Task details: Write out each line exactly as given. Leave the pictures out of your copy.

Recorded data:
^^^^^^^^
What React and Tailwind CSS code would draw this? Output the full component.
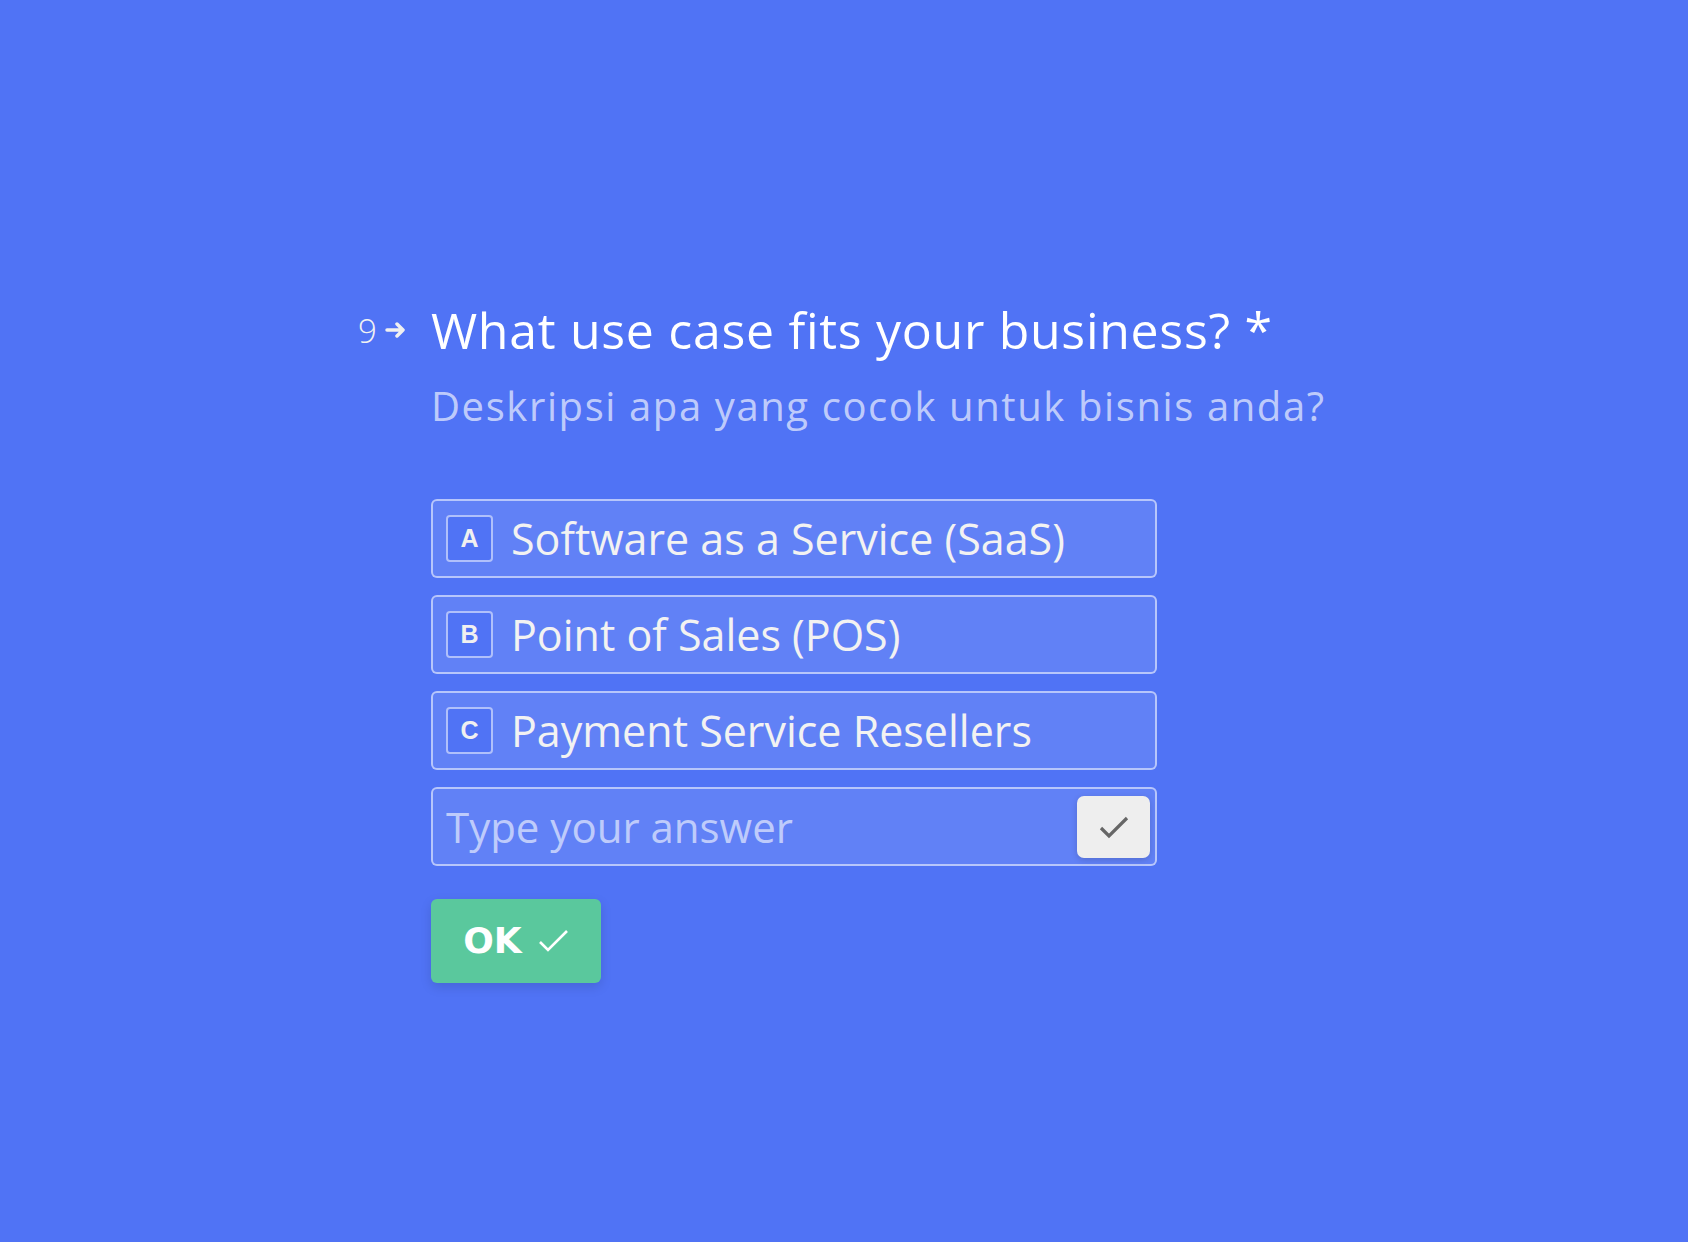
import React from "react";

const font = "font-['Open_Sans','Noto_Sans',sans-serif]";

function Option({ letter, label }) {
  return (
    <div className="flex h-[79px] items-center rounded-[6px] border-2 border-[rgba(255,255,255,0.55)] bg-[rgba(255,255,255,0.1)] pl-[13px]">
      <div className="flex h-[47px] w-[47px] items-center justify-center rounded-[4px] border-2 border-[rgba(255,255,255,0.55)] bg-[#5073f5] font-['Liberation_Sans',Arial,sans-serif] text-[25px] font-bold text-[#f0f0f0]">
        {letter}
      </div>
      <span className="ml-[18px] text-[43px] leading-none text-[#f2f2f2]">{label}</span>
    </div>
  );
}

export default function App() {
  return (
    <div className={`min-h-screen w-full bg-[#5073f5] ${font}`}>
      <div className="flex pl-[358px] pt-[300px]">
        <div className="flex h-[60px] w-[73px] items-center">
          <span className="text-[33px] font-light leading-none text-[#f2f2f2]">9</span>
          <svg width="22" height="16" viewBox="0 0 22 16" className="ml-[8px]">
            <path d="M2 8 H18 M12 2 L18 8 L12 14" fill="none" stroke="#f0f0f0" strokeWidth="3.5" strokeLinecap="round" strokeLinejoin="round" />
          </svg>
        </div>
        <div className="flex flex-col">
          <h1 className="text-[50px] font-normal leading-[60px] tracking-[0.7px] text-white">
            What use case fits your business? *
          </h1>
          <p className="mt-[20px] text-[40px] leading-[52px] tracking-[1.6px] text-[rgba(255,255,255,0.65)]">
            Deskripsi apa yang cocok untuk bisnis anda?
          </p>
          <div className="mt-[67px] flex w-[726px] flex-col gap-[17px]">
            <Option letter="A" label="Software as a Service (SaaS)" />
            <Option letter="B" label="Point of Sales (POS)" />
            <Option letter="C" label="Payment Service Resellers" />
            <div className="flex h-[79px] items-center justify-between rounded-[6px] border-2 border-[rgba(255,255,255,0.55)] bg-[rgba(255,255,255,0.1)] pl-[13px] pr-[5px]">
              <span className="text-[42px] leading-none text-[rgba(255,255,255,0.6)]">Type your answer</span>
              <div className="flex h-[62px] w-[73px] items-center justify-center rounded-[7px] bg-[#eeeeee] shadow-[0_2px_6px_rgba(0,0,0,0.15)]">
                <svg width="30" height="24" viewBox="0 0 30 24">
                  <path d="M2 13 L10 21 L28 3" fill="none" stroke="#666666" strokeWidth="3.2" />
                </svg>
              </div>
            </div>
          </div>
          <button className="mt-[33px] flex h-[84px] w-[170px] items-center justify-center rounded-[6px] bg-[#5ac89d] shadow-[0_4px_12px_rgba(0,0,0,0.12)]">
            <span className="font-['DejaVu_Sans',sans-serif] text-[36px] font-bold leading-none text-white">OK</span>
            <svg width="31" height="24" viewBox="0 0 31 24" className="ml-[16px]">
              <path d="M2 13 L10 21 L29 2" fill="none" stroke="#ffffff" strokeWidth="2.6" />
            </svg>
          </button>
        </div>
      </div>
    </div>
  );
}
^^^^^^^^
Finished task:
What React and Tailwind CSS code would draw this? Output the full component.
import React from "react";

const font = "font-['Open_Sans','Noto_Sans',sans-serif]";

function Option({ letter, label }) {
  return (
    <div className="flex h-[79px] items-center rounded-[6px] border-2 border-[rgba(255,255,255,0.55)] bg-[rgba(255,255,255,0.1)] pl-[13px]">
      <div className="flex h-[47px] w-[47px] items-center justify-center rounded-[4px] border-2 border-[rgba(255,255,255,0.55)] bg-[#5073f5] font-['Liberation_Sans',Arial,sans-serif] text-[25px] font-bold text-[#f0f0f0]">
        {letter}
      </div>
      <span className="ml-[18px] text-[43px] leading-none text-[#f2f2f2]">{label}</span>
    </div>
  );
}

export default function App() {
  return (
    <div className={`min-h-screen w-full bg-[#5073f5] ${font}`}>
      <div className="flex pl-[358px] pt-[300px]">
        <div className="flex h-[60px] w-[73px] items-center">
          <span className="text-[33px] font-light leading-none text-[#f2f2f2]">9</span>
          <svg width="22" height="16" viewBox="0 0 22 16" className="ml-[8px]">
            <path d="M2 8 H18 M12 2 L18 8 L12 14" fill="none" stroke="#f0f0f0" strokeWidth="3.5" strokeLinecap="round" strokeLinejoin="round" />
          </svg>
        </div>
        <div className="flex flex-col">
          <h1 className="text-[50px] font-normal leading-[60px] tracking-[0.7px] text-white">
            What use case fits your business? *
          </h1>
          <p className="mt-[20px] text-[40px] leading-[52px] tracking-[1.6px] text-[rgba(255,255,255,0.65)]">
            Deskripsi apa yang cocok untuk bisnis anda?
          </p>
          <div className="mt-[67px] flex w-[726px] flex-col gap-[17px]">
            <Option letter="A" label="Software as a Service (SaaS)" />
            <Option letter="B" label="Point of Sales (POS)" />
            <Option letter="C" label="Payment Service Resellers" />
            <div className="flex h-[79px] items-center justify-between rounded-[6px] border-2 border-[rgba(255,255,255,0.55)] bg-[rgba(255,255,255,0.1)] pl-[13px] pr-[5px]">
              <span className="text-[42px] leading-none text-[rgba(255,255,255,0.6)]">Type your answer</span>
              <div className="flex h-[62px] w-[73px] items-center justify-center rounded-[7px] bg-[#eeeeee] shadow-[0_2px_6px_rgba(0,0,0,0.15)]">
                <svg width="30" height="24" viewBox="0 0 30 24">
                  <path d="M2 13 L10 21 L28 3" fill="none" stroke="#666666" strokeWidth="3.2" />
                </svg>
              </div>
            </div>
          </div>
          <button className="mt-[33px] flex h-[84px] w-[170px] items-center justify-center rounded-[6px] bg-[#5ac89d] shadow-[0_4px_12px_rgba(0,0,0,0.12)]">
            <span className="font-['DejaVu_Sans',sans-serif] text-[36px] font-bold leading-none text-white">OK</span>
            <svg width="31" height="24" viewBox="0 0 31 24" className="ml-[16px]">
              <path d="M2 13 L10 21 L29 2" fill="none" stroke="#ffffff" strokeWidth="2.6" />
            </svg>
          </button>
        </div>
      </div>
    </div>
  );
}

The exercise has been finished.